§ Requirements
Copy the records below exactly, starting at the line that contains "Write the React, TypeScript" and ending at the line that contains "const cell = 'border"; leave out any pictures.

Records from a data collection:
===============

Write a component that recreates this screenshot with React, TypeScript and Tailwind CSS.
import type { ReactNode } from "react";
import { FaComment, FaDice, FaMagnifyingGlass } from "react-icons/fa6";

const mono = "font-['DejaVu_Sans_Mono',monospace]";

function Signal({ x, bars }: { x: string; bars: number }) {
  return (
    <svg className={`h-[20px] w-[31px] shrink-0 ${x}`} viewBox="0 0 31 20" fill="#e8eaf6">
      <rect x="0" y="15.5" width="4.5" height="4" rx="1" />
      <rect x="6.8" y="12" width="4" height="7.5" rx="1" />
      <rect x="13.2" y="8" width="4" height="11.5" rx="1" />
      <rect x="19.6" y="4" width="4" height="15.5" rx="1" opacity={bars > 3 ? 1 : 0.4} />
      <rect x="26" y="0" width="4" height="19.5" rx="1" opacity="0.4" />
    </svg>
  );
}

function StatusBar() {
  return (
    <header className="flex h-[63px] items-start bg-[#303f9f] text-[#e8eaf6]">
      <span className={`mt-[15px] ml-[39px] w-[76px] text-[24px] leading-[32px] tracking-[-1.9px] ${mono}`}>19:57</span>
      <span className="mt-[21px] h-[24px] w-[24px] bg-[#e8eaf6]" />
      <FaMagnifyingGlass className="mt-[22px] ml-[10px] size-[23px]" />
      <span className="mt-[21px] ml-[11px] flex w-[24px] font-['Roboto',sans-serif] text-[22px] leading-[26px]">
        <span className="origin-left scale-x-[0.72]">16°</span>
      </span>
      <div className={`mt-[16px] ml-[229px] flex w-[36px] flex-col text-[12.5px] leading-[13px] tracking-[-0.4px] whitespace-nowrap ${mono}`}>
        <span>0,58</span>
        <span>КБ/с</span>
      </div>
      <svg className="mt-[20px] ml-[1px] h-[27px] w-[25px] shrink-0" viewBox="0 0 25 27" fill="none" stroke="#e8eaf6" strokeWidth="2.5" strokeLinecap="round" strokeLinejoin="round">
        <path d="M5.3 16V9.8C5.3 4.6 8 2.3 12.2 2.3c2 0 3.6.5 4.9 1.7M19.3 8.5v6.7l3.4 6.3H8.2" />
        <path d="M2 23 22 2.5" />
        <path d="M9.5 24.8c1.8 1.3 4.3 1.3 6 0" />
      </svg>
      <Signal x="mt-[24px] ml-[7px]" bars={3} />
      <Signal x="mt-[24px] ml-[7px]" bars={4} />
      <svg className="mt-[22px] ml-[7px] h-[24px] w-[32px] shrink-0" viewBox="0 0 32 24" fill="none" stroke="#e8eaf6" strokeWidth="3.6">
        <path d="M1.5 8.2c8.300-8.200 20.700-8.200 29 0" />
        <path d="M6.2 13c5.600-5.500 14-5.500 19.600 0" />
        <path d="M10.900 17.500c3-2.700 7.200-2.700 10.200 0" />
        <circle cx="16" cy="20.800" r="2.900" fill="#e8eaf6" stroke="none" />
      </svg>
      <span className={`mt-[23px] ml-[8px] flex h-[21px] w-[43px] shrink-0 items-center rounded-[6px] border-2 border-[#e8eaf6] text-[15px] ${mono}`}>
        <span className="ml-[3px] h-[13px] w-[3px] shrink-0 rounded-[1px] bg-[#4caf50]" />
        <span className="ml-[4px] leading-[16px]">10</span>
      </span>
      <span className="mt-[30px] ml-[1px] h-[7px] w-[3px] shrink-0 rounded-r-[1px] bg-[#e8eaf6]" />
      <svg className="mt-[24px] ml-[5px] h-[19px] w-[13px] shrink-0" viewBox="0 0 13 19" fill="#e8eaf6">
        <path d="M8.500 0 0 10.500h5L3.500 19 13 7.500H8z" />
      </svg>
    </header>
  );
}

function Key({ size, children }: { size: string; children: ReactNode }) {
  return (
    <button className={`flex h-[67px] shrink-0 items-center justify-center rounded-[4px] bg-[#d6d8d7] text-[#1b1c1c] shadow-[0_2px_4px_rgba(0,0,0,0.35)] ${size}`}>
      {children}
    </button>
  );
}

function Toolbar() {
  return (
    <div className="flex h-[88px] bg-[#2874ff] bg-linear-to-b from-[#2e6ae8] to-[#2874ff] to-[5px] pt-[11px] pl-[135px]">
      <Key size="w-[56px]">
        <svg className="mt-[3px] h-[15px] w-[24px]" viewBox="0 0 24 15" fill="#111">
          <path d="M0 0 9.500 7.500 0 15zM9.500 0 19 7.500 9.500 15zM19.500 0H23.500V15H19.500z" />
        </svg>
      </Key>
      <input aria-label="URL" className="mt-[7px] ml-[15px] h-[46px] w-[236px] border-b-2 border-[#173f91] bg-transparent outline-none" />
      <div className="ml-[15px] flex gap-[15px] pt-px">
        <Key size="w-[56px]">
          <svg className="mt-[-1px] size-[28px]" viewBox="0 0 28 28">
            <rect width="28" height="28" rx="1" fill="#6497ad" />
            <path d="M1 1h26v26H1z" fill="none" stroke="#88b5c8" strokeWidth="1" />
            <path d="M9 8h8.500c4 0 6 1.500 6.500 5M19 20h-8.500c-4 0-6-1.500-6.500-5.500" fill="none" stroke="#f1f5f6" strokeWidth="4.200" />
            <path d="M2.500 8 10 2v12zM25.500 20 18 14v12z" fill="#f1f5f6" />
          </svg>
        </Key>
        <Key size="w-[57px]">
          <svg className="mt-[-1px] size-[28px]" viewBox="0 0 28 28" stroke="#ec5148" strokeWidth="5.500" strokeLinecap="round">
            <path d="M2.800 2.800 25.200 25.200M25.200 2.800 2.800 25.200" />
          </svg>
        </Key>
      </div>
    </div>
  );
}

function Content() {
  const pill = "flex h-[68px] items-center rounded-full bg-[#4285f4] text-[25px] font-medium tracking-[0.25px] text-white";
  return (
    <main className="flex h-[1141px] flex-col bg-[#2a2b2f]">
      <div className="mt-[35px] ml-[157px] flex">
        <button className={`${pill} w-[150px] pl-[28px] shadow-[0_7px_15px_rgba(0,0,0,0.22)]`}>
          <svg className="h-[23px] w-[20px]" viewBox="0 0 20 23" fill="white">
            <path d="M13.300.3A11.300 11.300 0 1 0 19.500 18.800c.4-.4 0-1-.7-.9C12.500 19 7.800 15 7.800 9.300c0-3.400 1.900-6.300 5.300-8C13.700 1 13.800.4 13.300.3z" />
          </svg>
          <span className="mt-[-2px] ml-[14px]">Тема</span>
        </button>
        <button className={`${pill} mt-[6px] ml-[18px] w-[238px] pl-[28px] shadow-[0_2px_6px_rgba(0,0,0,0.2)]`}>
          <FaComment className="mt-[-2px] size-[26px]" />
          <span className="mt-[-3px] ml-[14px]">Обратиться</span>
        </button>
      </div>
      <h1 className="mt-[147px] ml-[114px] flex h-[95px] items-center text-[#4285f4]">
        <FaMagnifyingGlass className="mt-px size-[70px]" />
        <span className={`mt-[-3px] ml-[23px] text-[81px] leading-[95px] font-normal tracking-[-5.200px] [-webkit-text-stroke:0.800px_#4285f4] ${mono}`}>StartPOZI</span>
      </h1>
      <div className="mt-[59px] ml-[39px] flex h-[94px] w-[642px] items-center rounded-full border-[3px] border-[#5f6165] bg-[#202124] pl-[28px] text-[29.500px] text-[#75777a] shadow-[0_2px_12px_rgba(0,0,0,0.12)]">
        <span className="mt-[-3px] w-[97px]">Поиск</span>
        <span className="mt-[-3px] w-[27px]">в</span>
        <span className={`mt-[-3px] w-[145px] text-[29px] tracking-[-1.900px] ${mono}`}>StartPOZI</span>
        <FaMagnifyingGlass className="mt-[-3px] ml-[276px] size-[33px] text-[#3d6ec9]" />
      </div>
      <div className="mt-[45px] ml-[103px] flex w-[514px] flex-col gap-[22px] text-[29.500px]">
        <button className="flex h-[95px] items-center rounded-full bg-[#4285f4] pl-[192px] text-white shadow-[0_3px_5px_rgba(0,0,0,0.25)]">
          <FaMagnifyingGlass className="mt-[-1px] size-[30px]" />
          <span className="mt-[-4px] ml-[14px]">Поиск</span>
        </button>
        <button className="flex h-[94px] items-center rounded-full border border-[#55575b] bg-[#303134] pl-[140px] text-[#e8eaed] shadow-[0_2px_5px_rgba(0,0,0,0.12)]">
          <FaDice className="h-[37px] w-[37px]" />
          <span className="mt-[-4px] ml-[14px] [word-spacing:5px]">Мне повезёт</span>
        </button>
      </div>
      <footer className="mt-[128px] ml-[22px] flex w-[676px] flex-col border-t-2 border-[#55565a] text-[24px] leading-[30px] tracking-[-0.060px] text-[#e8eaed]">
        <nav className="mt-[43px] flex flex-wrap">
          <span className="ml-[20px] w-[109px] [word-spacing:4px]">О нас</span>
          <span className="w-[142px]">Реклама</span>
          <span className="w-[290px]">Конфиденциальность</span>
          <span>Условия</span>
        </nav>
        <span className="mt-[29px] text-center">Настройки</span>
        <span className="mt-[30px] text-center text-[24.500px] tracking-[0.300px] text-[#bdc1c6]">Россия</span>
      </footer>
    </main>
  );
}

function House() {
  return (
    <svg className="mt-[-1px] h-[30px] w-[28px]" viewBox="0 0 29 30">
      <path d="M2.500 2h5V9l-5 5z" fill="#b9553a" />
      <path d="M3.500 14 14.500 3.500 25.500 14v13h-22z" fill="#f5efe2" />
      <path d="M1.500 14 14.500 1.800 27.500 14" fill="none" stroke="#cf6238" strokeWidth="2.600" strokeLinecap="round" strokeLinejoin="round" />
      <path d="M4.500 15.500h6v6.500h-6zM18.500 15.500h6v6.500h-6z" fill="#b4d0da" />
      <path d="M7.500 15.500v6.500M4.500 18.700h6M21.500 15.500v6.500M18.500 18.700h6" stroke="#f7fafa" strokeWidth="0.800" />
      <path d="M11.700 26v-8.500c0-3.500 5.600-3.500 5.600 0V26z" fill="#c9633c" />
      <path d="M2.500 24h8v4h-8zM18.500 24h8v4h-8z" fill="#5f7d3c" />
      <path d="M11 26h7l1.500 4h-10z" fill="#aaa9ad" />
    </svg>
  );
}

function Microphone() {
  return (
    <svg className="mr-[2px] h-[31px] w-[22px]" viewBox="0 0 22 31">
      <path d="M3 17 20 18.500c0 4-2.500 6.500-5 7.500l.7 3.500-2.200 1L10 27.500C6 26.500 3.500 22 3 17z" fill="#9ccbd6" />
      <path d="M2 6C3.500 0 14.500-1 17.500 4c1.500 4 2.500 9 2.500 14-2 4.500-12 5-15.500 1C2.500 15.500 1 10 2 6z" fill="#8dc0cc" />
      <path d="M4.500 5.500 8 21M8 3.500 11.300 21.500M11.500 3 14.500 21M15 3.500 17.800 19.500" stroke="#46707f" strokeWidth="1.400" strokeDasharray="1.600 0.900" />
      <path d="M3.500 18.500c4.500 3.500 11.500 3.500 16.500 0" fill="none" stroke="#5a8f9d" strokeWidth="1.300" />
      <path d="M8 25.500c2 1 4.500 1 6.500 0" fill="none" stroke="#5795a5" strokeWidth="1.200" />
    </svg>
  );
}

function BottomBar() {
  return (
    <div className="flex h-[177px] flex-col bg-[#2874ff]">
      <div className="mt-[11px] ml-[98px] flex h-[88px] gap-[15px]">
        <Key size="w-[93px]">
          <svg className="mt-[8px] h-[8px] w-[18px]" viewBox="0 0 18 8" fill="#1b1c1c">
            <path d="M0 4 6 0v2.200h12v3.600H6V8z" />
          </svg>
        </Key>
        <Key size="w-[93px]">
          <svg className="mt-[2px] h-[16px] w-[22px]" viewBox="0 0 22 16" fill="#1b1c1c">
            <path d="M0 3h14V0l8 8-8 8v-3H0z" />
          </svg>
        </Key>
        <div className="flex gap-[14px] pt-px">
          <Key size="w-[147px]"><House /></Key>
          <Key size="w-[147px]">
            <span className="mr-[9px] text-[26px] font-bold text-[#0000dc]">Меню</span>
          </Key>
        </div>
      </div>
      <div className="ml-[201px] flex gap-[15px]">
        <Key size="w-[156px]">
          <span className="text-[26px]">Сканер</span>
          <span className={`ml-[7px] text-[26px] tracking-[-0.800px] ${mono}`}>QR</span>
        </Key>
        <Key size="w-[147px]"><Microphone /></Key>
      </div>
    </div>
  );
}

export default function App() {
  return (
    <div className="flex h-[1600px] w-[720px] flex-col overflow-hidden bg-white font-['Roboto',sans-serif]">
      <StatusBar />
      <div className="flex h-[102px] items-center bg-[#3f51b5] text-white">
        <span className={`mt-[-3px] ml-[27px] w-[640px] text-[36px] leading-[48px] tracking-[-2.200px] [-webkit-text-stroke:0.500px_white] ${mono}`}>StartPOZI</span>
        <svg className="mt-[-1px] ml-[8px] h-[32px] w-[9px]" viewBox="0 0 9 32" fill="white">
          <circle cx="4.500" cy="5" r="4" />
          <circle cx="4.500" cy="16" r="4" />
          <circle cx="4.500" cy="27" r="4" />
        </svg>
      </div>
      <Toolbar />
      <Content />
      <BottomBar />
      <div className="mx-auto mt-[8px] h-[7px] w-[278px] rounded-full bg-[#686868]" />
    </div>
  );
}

===============

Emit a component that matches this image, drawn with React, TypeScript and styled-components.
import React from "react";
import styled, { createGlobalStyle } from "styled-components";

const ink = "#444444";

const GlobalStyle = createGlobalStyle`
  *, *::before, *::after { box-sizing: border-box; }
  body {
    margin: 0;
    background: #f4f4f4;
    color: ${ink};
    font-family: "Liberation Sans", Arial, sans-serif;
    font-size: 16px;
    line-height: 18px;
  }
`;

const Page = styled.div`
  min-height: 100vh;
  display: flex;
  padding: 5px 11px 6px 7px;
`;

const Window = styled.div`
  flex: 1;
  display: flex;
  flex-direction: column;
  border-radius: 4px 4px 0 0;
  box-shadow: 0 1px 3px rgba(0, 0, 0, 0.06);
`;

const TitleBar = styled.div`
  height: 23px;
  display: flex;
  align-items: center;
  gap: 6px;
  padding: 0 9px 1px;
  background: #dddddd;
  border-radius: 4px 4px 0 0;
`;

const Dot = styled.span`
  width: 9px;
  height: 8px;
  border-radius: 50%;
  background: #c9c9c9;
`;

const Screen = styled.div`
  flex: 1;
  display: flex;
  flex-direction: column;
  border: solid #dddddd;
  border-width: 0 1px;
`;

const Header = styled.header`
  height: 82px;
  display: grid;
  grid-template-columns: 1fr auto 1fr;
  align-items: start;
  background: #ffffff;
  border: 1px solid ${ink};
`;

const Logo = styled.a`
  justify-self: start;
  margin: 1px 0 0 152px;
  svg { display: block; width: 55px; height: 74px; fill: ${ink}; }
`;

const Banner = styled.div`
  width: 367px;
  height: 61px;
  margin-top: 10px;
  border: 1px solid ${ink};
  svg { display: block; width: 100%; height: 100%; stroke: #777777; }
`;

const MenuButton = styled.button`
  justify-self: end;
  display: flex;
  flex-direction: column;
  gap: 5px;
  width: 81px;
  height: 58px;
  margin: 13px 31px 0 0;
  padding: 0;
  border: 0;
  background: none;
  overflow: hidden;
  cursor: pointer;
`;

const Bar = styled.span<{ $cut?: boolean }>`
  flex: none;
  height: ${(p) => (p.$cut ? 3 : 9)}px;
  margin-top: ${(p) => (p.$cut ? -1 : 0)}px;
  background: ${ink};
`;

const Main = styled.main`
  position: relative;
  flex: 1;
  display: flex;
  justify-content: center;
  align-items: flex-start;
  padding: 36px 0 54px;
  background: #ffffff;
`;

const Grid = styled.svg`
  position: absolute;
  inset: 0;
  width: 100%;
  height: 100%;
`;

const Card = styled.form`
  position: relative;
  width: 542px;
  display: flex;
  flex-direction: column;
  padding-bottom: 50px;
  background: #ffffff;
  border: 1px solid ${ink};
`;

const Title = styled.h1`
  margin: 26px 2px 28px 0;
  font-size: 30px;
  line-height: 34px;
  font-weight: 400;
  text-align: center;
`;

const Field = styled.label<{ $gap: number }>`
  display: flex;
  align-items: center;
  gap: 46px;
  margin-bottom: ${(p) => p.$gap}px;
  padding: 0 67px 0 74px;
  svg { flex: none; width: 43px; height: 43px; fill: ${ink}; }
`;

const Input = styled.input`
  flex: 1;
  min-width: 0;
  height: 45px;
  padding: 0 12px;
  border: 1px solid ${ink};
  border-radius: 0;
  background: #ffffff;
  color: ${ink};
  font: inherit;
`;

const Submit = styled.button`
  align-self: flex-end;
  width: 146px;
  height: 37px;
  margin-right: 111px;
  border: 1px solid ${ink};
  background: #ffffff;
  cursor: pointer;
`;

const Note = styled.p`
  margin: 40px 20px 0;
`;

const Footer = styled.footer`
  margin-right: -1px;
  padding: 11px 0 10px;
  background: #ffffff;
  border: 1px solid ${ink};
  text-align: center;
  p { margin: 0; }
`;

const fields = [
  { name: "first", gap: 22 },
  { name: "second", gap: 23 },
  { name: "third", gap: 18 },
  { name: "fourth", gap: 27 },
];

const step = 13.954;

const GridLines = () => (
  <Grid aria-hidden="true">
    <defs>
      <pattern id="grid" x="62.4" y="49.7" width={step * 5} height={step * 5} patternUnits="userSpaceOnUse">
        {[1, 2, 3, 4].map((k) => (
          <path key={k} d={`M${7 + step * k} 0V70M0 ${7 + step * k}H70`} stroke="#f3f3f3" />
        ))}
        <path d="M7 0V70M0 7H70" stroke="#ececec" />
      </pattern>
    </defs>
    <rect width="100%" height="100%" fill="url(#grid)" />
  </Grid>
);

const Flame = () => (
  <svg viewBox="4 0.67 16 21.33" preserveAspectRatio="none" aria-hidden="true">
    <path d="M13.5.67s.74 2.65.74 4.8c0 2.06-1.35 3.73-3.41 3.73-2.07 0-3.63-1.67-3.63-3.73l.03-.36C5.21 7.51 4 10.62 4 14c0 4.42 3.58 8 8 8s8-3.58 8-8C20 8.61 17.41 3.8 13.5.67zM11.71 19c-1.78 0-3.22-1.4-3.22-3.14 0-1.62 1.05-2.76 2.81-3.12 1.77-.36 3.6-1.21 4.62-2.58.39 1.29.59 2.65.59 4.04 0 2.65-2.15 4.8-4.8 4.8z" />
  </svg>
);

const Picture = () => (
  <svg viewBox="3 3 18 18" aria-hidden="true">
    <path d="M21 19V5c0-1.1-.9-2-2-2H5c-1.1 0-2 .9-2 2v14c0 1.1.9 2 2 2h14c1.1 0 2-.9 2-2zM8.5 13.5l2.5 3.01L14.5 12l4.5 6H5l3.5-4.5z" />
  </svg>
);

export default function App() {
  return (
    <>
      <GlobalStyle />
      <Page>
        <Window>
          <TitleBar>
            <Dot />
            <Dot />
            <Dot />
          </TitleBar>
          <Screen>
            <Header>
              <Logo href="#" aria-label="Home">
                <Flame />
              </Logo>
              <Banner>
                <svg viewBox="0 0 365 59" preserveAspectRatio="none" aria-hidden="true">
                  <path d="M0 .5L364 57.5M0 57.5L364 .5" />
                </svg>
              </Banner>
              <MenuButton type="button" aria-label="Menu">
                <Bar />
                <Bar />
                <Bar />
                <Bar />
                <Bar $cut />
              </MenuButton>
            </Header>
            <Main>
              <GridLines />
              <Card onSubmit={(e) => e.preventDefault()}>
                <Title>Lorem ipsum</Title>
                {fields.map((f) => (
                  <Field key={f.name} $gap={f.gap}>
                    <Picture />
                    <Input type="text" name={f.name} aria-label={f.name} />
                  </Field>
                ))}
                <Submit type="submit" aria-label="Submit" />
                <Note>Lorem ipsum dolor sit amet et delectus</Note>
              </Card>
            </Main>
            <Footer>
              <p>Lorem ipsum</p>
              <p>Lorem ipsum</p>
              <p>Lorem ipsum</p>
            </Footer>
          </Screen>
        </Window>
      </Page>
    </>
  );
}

===============

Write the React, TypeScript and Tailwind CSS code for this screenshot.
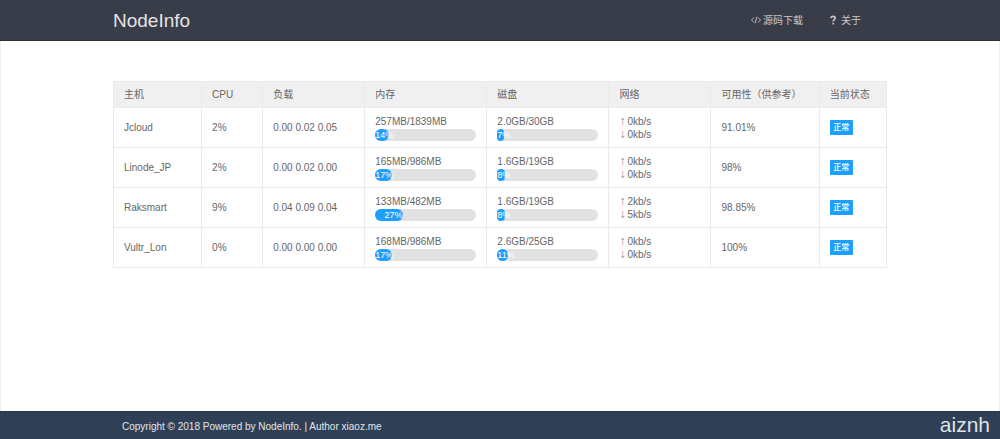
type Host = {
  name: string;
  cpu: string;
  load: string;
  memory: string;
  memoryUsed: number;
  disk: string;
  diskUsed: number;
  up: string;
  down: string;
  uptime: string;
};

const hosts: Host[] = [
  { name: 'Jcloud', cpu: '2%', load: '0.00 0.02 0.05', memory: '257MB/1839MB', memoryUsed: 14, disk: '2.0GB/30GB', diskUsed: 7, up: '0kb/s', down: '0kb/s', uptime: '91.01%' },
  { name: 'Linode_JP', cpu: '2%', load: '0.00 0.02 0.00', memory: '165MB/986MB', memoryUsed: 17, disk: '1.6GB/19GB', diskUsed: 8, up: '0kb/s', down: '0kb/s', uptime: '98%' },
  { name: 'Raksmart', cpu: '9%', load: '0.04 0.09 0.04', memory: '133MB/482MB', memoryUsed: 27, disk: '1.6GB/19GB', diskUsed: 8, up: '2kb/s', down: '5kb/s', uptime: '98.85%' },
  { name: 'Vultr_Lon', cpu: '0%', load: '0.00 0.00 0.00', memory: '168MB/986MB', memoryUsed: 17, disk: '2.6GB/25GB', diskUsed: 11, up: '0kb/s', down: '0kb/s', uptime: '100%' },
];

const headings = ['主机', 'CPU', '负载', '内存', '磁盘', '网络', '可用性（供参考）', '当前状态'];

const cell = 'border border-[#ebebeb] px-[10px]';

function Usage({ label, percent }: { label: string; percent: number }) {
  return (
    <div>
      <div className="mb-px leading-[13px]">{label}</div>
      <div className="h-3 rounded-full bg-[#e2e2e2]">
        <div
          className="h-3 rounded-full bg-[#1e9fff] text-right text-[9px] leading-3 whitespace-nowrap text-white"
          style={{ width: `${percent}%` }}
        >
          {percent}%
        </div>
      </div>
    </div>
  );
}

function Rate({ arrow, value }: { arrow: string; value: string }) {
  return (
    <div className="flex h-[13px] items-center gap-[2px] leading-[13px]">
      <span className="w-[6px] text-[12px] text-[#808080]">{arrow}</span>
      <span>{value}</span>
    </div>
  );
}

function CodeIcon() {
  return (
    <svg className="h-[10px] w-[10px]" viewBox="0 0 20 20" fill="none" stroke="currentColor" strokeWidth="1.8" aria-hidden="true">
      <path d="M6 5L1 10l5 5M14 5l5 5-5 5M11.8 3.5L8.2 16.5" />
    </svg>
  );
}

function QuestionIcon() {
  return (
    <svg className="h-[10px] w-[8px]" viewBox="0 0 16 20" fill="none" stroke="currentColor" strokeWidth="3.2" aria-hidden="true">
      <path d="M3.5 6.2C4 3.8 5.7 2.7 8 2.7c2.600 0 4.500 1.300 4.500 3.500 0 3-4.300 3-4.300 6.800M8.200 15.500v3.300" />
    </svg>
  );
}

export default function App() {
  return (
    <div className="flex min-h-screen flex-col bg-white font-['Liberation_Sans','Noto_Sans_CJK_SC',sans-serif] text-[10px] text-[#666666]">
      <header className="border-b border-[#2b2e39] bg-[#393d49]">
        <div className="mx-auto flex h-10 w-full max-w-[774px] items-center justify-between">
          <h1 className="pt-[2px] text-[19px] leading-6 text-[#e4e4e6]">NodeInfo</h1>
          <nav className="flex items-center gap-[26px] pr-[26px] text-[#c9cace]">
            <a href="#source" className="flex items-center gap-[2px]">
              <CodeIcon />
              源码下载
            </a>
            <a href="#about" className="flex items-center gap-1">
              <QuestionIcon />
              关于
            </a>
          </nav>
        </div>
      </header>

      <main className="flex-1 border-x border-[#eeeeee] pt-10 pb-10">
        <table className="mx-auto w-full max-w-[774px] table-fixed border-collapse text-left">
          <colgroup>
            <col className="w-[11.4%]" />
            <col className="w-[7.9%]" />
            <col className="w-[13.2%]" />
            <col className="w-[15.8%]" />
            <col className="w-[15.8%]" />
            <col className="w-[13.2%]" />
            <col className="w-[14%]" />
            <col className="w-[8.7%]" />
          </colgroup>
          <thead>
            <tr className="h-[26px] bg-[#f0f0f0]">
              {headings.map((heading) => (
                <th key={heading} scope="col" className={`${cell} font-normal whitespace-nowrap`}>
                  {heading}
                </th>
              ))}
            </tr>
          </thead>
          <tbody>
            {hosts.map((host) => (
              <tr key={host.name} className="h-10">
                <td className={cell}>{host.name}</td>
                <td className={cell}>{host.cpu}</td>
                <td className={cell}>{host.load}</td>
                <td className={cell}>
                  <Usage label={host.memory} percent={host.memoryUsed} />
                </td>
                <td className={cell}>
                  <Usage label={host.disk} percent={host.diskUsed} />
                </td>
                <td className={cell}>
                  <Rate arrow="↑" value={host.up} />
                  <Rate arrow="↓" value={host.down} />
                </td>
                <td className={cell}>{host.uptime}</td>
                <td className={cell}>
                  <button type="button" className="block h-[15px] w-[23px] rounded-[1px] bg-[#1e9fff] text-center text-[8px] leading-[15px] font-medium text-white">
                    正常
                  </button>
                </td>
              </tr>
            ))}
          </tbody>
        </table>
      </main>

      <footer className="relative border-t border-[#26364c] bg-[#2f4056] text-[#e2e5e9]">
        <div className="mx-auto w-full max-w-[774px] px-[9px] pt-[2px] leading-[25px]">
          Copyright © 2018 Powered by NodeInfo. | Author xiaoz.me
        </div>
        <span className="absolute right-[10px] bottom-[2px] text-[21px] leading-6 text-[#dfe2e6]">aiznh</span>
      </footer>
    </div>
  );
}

===============

§ Task response
Write the React, TypeScript and Tailwind CSS code for this screenshot.
type Host = {
  name: string;
  cpu: string;
  load: string;
  memory: string;
  memoryUsed: number;
  disk: string;
  diskUsed: number;
  up: string;
  down: string;
  uptime: string;
};

const hosts: Host[] = [
  { name: 'Jcloud', cpu: '2%', load: '0.00 0.02 0.05', memory: '257MB/1839MB', memoryUsed: 14, disk: '2.0GB/30GB', diskUsed: 7, up: '0kb/s', down: '0kb/s', uptime: '91.01%' },
  { name: 'Linode_JP', cpu: '2%', load: '0.00 0.02 0.00', memory: '165MB/986MB', memoryUsed: 17, disk: '1.6GB/19GB', diskUsed: 8, up: '0kb/s', down: '0kb/s', uptime: '98%' },
  { name: 'Raksmart', cpu: '9%', load: '0.04 0.09 0.04', memory: '133MB/482MB', memoryUsed: 27, disk: '1.6GB/19GB', diskUsed: 8, up: '2kb/s', down: '5kb/s', uptime: '98.85%' },
  { name: 'Vultr_Lon', cpu: '0%', load: '0.00 0.00 0.00', memory: '168MB/986MB', memoryUsed: 17, disk: '2.6GB/25GB', diskUsed: 11, up: '0kb/s', down: '0kb/s', uptime: '100%' },
];

const headings = ['主机', 'CPU', '负载', '内存', '磁盘', '网络', '可用性（供参考）', '当前状态'];

const cell = 'border border-[#ebebeb] px-[10px]';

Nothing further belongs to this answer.